Si nous allions cela au renversement de logique qui a déjà été enclenché, et les choses se passent très vite en matière de nouveau renouvelable - le développement du photovoltaïque en Allemagne a abouti en quelques années à mettre en production plus de 25 gigawatts de capacité installée -, nous arrivons à un nouvel équilibre au sein du mix, dans lequel se posera évidemment la question du prix.
Sur ce point, ce que je souhaiterais souligner, c'est que la conjoncture est déterminante. Les hypothèses que nous avons tous aujourd'hui au sein de nos différents groupes en matière de coût de développement de nouveaux moyens de production dépendront d'hypothèses sur le prix d'autres énergies.
C'est en particulier le cas pour tous les moyens de production à partir de gaz naturel. Le gaz naturel, que nous connaissons bien - nous avons mis en service un certain nombre de cycles combinés gaz en France et dans d'autres pays d'Europe au cours de ces dernières années -, a un coût de production qui tourne autour de 75 euros par mégawattheure. C'est sensiblement au-dessus du coût de développement d'un nouveau moyen de production nucléaire aujourd'hui.

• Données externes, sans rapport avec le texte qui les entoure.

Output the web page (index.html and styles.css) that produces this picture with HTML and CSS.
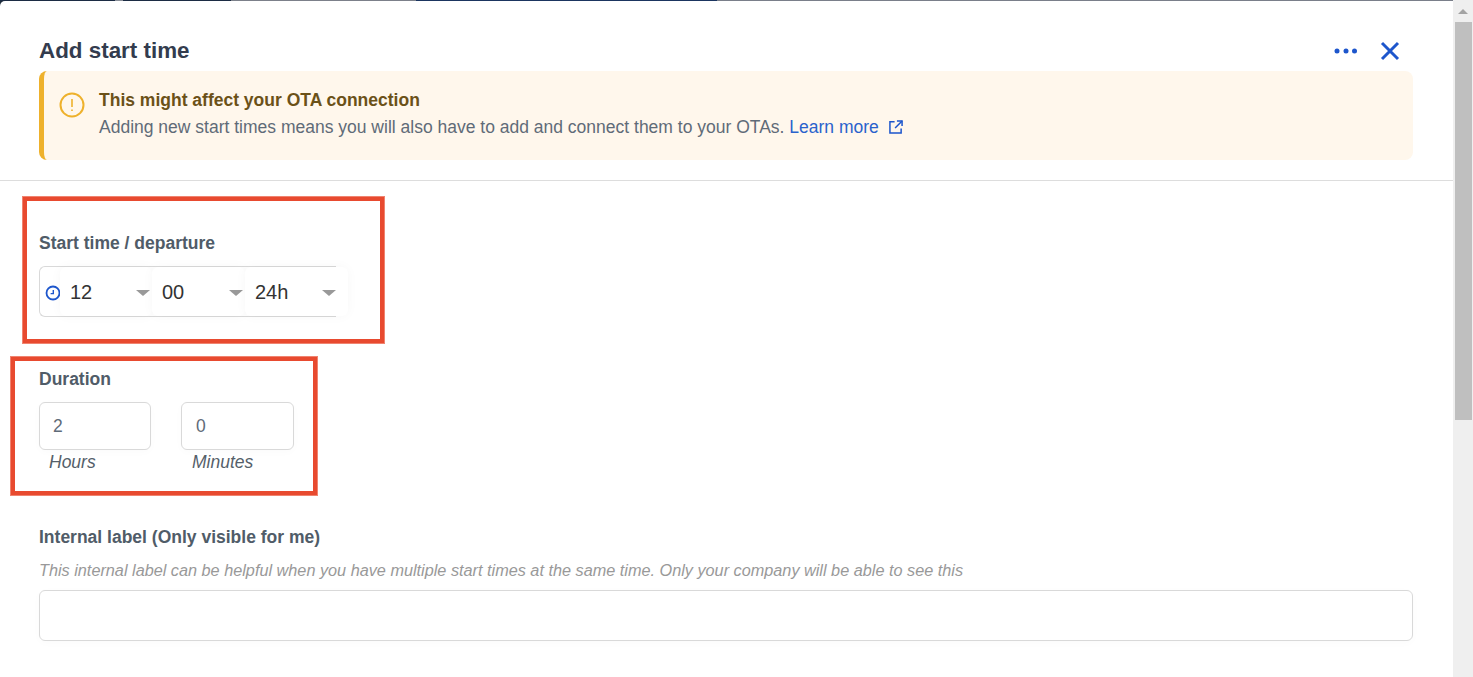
FILE: index.html
```html
<!DOCTYPE html>
<html lang="en">
<head>
<meta charset="utf-8">
<title>Add start time</title>
<link rel="stylesheet" href="styles.css">
</head>
<body>
<div class="window">
  <div class="main">
    <div class="backdrop-strip"></div>
    <div class="modal">
      <header class="head">
        <div class="title-row">
          <h1 class="title">Add start time</h1>
          <div class="actions">
            <svg class="dots" width="24" height="6" viewBox="0 0 24 6"><circle cx="3" cy="3" r="2.5"/><circle cx="12" cy="3" r="2.5"/><circle cx="20.5" cy="3" r="2.5"/></svg>
            <svg class="close" width="20" height="20" viewBox="0 0 20 20"><path d="M2 2 L18 18 M18 2 L2 18"/></svg>
          </div>
        </div>
        <div class="alert">
          <svg class="alert-icon" width="26" height="26" viewBox="0 0 26 26"><circle cx="13" cy="13" r="11.5"/><path d="M13 7 V15"/><path d="M13 17.5 V19"/></svg>
          <div class="alert-body">
            <div class="alert-title">This might affect your OTA connection</div>
            <div class="alert-text">Adding new start times means you will also have to add and connect them to your OTAs. <a class="link" href="#">Learn more<svg class="ext" width="14" height="14" viewBox="0 0 15 15"><path d="M6 2 H1 V14 H13 V9"/><path d="M8.5 1 H14 V6.5"/><path d="M14 1 L6.5 8.5"/></svg></a></div>
          </div>
        </div>
      </header>
      <div class="content">
        <section class="start">
          <div class="label">Start time / departure</div>
          <div class="time-field">
            <svg class="clock" width="16" height="16" viewBox="0 0 16 16"><circle cx="8" cy="8" r="6.5"/><path d="M8.3 5 V8.6 H5.6"/></svg>
            <div class="sel sel-first"><span>12</span><i class="caret"></i></div>
            <div class="sel"><span>00</span><i class="caret"></i></div>
            <div class="sel sel-last"><span>24h</span><i class="caret"></i></div>
          </div>
        </section>
        <section class="duration">
          <div class="label">Duration</div>
          <div class="dur-row">
            <div class="dur-col dur-hours">
              <div class="box">2</div>
              <div class="hint">Hours</div>
            </div>
            <div class="dur-col dur-mins">
              <div class="box">0</div>
              <div class="hint">Minutes</div>
            </div>
          </div>
        </section>
        <section class="internal">
          <div class="label">Internal label (Only visible for me)</div>
          <div class="help">This internal label can be helpful when you have multiple start times at the same time. Only your company will be able to see this</div>
          <div class="text-input"></div>
        </section>
      </div>
    </div>
    <div class="mark mark-start"></div>
    <div class="mark mark-duration"></div>
  </div>
  <div class="scrollbar">
    <div class="sb-up"><i class="sb-arrow"></i></div>
    <div class="sb-thumb"></div>
  </div>
</div>
</body>
</html>
```
FILE: styles.css
```css
* { box-sizing: border-box; }
html, body { margin: 0; height: 100%; overflow: hidden; }
body { font-family: "Liberation Sans", Arial, sans-serif; background: #fff; color: #5a6570; }
.window { display: flex; width: 1473px; height: 677px; }
.main { position: relative; flex: 1; min-width: 0; display: flex; flex-direction: column; background: #1f2d3d; overflow: hidden; }
.backdrop-strip { height: 1px; flex: none; background: linear-gradient(90deg, #1c2c44 0 115px, #8a8f98 115px 123px, #1c2c44 123px 231px, #7c808a 231px 416px, #1b3560 416px 717px, #7a7f8a 717px 100%); }
.modal { flex: 1; background: #fff; border-radius: 5px 0 0 0; }
.head { height: 180px; padding: 0 40px 0 39px; border-bottom: 1px solid #ddd; }
.title-row { display: flex; justify-content: space-between; align-items: center; height: 70px; padding-top: 29px; padding-bottom: 0; }
.title { margin: 0; font-size: 22.4px; line-height: 30px; font-weight: 700; color: #333c4e; }
.actions { display: flex; align-items: center; gap: 22px; margin-right: 13px; }
.dots { fill: #1d56cc; }
.close { fill: none; stroke: #1d56cc; stroke-width: 3; }
.alert { display: flex; height: 89px; background: #fff7ec; border-left: 5px solid #eeb12c; border-radius: 8px; padding: 19px 0 0 15px; }
.alert-icon { flex: none; margin-top: 2px; fill: none; stroke: #eeb12c; stroke-width: 2; }
.alert-icon path { stroke-width: 1.6; }
.alert-body { margin-left: 14px; }
.alert-title { font-size: 17.5px; line-height: 20px; font-weight: 700; color: #6b5118; }
.alert-text { font-size: 17.5px; line-height: 20px; margin-top: 7px; color: #5f6b78; }
.link { color: #2a62cc; text-decoration: none; }
.ext { margin-left: 10px; vertical-align: -1px; fill: none; stroke: #1d56cc; stroke-width: 1.6; }
.content { padding: 0 40px 0 39px; }
.label { font-size: 17.5px; line-height: 20px; font-weight: 700; color: #505c68; }
.start { padding-top: 52px; }
.time-field { display: flex; align-items: center; width: 297px; height: 51px; margin-top: 13px; border: 1px solid #d9d9d9; border-right: 0; border-radius: 6px 0 0 6px; }
.clock { flex: none; margin: 2px 0 0 5px; fill: none; stroke: #1d56cc; stroke-width: 1.8; }
.clock path { stroke-width: 1.4; }
.sel { flex: none; width: 93px; height: 49px; display: flex; align-items: center; justify-content: space-between; padding: 2px 0 0 10px; background: #fff; box-shadow: 0 0 12px rgba(0,0,0,.035); font-size: 20px; color: #333; border-radius: 6px; }
.sel-first { width: 92px; margin-left: -1px; padding-left: 10px; }
.sel-last { width: 103px; padding-right: 10px; }
.caret { width: 0; height: 0; margin-right: 2px; border-left: 7px solid transparent; border-right: 7px solid transparent; border-top: 6px solid #999; }
.duration { padding-top: 52px; }
.dur-row { display: flex; margin-top: 13px; gap: 30px; }
.dur-hours { width: 112px; }
.dur-mins { width: 113px; }
.box { height: 48px; border: 1px solid #d9d9d9; border-radius: 6px; background: #fff; padding-left: 14px; font-size: 17.5px; line-height: 46px; color: #5f6b78; box-shadow: 0 2px 8px rgba(0,0,0,.02); }
.dur-hours .box { padding-left: 13px; }
.hint { margin-top: 2px; padding-left: 10px; font-size: 17.5px; line-height: 20px; font-style: italic; color: #555f6a; }
.dur-mins .hint { padding-left: 11px; }
.internal { padding-top: 55px; }
.help { margin-top: 13px; font-size: 16.25px; line-height: 20px; font-style: italic; color: #999; }
.text-input { height: 51px; margin-top: 10px; border: 1px solid #d9d9d9; border-radius: 6px; box-shadow: 0 2px 8px rgba(0,0,0,.02); }
.mark { position: absolute; border: 5px solid #e84a2f; outline: 1px solid #f0836f; outline-offset: -1px; }
.mark-start { left: 22px; top: 196px; width: 363px; height: 148px; }
.mark-duration { left: 10px; top: 356px; width: 308px; height: 140px; }
.scrollbar { flex: none; width: 20px; background: #efefef; padding-left: 2px; display: flex; flex-direction: column; }
.sb-up { height: 22px; display: flex; align-items: center; justify-content: center; padding-right: 2px; }
.sb-arrow { width: 0; height: 0; border-left: 5px solid transparent; border-right: 5px solid transparent; border-bottom: 5px solid #a3a3a3; }
.sb-thumb { width: 17px; height: 398px; background: #bfbfbf; }
```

Mais ce coût dépend, lui, essentiellement du prix du gaz.
Si nous faisons le petit exercice de remplacer le prix du gaz que nous connaissons aujourd'hui en Europe de l'Ouest par le prix du gaz que nous connaissons aujourd'hui en Amérique du Nord, nous passons grosso modo d'un prix de 75 euros par mégawattheure pour un cycle combiné gaz à un prix de 45 euros par mégawattheure. Ainsi, la détermination du mix optimal ne dépend pas simplement de problématiques purement électriques ; elle dépend aussi concrètement de problématiques qui dépassent l'électricité et qui embrassent l'ensemble du secteur énergétique.